Physical exams are just as important for your pet as they are for you and me. Please remember our pets age 7-14 years for every human year! They are probably even more important because your dog or cat can't tell you when they need to go to the doctor! There may be signs from your pet that they are sick, such as laziness, lack of appetite, change in demeanor, among others. If you notice these symptoms you should schedule an appointment with your vet. Even if your pet seems to be perfectly healthy, you should bring them in for a physical exam at least once a year, and more often if they are older. The NC State Veterinary Medical Board states that a valid and current Veterinary-Client-Patient relationship must exist in order to obtain veterinary services. Your pet's exam will be very similar to a physical you would have, including checking:
Ears: The ears are checked for infections, allergies, parasites, tumors, foreign bodies, etc
Eyes: The eyes are checked for eyelid diseases, cherry eye, tumors, conjunctivits, cataracts, retinal disease, signs of glaucoma, and other abnormalities. .
Mouth: Gum disease, lesions, tooth loss, tooth decay and throat problems all affect dogs and cats. They could be signs of larger problems. Performing a full mouth examination allows us to diagnose any problems and take care of them before becoming serious.
Internal Organs: The internal organs are examined to check that they are functioning properly. The abdominal area can be checked by hand for any growths or tumors. A stethoscope is used to make sure the lungs are functioning properly and are also used to check heart rate. An ultrasound (by referral) can also be performed to provide a view of the organs to visually check for anything out of the ordinary.
Skin and Coat: We check for red areas, bald areas, tumors, non-healing lesions, allergic skin, fleas, ticks or other parasites that have made your pet their home.
Musculoskeletal: We check for limping or lameness, symmetry of muscles, bone pain, joint anomalies, joint pain, muscle pain, etc.
Circulatory/Respiratory: We listen to the heart for arrythmias, murmurs, clicks, muffled sounds, etc. We listen to lungs for abnormal sounds, fluid, difficulty breathing, etc.

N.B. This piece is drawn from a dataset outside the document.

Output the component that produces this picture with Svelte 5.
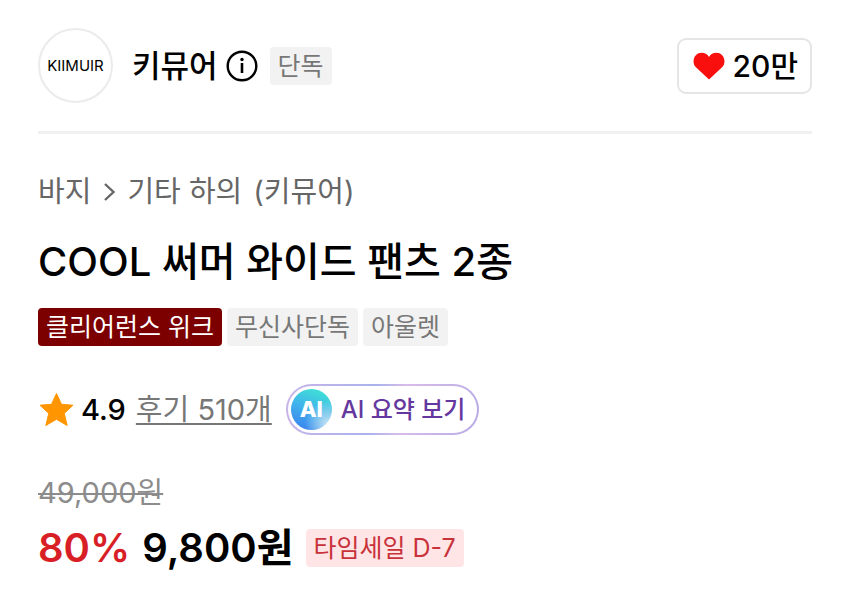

GIT: If your pet has or is experiencing vomitting, diarrhea, constipation, anorexia, hyporexia, esophageal to anal problems we will check for it.

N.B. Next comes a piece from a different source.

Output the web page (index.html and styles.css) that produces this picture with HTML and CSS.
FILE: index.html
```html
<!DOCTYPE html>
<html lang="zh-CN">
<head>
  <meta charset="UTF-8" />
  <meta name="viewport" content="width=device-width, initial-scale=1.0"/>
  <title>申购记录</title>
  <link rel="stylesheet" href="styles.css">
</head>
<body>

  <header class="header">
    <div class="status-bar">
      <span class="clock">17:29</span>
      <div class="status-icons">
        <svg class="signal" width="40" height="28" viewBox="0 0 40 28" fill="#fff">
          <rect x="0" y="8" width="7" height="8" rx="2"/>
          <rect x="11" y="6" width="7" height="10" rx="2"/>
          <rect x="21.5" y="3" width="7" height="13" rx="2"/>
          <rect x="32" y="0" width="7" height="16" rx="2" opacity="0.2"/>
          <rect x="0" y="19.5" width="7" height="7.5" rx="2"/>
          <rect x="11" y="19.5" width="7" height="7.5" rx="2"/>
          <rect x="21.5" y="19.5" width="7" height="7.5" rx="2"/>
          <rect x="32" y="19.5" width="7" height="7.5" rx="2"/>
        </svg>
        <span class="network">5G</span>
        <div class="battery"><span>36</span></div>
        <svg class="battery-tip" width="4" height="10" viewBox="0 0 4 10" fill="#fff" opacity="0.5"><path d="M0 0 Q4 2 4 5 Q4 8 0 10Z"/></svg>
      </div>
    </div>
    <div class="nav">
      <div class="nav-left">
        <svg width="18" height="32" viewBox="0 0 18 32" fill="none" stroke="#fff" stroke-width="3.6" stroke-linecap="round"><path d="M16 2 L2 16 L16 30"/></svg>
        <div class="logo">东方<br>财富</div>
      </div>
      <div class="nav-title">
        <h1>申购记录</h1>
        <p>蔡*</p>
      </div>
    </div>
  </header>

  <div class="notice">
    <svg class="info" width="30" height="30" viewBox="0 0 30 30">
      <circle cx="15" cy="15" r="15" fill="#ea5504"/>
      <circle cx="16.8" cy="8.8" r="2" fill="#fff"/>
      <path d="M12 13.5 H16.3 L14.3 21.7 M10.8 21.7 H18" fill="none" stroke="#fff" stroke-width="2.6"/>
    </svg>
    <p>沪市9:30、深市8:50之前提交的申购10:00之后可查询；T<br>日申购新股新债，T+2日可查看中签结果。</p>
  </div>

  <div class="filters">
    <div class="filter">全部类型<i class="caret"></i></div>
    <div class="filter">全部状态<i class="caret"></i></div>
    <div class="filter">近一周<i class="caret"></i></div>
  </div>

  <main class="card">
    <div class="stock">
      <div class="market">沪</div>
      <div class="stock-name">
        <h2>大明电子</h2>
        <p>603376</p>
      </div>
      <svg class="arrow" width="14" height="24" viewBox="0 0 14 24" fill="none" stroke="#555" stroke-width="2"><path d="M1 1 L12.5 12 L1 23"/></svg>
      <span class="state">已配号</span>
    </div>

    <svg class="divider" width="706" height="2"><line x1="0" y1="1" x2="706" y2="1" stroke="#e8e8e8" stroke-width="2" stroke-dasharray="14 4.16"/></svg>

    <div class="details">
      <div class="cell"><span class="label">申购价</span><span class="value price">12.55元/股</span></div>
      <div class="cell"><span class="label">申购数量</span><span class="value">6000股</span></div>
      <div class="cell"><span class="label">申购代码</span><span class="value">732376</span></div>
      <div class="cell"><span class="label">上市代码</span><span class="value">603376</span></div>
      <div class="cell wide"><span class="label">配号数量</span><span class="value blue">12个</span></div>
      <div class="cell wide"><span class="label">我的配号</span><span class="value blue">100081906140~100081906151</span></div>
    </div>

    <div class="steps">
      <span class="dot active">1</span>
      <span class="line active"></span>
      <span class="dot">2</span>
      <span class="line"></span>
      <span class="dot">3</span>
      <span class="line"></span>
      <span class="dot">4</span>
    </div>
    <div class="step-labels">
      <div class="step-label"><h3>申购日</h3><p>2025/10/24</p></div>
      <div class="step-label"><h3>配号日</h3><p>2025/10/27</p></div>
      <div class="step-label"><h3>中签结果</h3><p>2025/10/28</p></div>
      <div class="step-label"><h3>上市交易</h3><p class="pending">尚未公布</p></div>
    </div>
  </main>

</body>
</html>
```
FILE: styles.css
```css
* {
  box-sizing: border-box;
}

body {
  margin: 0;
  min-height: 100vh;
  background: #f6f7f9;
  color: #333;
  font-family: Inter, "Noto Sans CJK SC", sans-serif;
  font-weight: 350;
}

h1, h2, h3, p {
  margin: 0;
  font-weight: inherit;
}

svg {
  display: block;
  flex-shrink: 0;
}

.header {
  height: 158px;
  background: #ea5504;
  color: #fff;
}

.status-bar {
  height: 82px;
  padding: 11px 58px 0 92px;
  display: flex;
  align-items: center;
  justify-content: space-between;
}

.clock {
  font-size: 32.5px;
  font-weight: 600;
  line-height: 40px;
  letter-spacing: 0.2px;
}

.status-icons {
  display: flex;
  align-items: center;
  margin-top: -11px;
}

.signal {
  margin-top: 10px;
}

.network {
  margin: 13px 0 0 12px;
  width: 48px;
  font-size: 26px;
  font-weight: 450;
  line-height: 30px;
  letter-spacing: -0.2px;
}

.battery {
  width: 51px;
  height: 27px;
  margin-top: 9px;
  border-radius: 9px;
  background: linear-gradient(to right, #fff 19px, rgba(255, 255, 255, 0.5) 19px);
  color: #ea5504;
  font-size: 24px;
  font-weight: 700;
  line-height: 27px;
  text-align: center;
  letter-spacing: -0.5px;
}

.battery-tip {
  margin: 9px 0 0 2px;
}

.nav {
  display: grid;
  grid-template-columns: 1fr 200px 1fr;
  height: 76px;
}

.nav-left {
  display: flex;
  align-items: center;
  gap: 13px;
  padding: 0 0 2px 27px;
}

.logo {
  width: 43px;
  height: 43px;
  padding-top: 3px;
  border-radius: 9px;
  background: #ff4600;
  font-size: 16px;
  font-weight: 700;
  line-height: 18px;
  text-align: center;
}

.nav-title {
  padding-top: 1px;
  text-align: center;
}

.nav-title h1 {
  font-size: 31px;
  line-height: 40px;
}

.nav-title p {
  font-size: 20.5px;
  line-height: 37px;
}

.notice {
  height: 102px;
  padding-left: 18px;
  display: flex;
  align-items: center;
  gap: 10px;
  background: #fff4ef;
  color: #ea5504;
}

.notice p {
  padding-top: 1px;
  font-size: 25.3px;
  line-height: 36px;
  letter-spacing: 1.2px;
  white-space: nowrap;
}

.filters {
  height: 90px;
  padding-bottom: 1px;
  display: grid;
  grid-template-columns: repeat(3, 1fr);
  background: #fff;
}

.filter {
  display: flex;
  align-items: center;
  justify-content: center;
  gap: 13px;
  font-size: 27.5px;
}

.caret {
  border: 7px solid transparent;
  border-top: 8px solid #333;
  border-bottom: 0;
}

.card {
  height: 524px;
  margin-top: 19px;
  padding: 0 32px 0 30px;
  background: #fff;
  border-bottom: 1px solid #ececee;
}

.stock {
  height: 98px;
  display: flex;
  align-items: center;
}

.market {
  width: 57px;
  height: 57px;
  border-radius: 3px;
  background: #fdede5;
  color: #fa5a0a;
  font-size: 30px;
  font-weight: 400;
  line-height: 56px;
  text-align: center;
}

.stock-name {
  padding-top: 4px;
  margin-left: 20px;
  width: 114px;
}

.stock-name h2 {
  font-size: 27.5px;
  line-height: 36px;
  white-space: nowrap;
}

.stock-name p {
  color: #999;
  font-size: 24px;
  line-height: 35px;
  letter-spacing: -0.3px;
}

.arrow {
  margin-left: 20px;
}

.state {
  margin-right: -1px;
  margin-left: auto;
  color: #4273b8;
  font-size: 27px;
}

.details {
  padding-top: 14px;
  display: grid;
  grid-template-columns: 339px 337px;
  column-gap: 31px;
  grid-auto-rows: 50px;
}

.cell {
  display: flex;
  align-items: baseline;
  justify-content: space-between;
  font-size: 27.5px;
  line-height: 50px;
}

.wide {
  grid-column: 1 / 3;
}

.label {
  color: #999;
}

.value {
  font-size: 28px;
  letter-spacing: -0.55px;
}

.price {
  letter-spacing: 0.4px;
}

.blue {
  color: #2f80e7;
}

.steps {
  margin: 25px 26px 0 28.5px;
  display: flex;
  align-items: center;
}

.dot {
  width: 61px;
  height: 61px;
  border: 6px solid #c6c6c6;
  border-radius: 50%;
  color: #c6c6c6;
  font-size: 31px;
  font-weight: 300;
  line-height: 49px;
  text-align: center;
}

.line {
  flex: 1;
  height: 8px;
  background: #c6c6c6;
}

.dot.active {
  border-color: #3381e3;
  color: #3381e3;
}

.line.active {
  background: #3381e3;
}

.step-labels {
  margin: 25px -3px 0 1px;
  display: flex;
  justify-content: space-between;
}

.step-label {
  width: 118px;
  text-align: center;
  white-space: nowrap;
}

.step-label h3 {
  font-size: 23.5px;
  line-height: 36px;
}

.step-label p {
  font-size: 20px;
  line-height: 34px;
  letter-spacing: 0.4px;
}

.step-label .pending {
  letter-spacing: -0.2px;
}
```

Genito-Urinary: We check for any problems urinating as in, urinating too much, not enough or not at all. We check your pets genitalia for abnormalitiies. In males we like to examine the prostate especially if the male is un-neutered.
Lymphatics: All areas where lymph nodes can be felt externally will be palpated for size, symmetry, and shape.
Dietary Habits: The Doctor will ask about your pets eating habits and what your pet is being fed. Table scraps are not a good choice and it is best to feed your pet before you eat which should cut down on pet begging and lessen the chances of feeding your pet scraps. A good quality can or kibble food once or twice daily will be enough for most pets. For overweight or "Sexy" pets canned food is highly recommended with a small portion of raw carrots and green beans to supplement.
If any potential problems are uncovered further tests may be necessary to rule out the disease, or properly diagnose it so that it can be treated.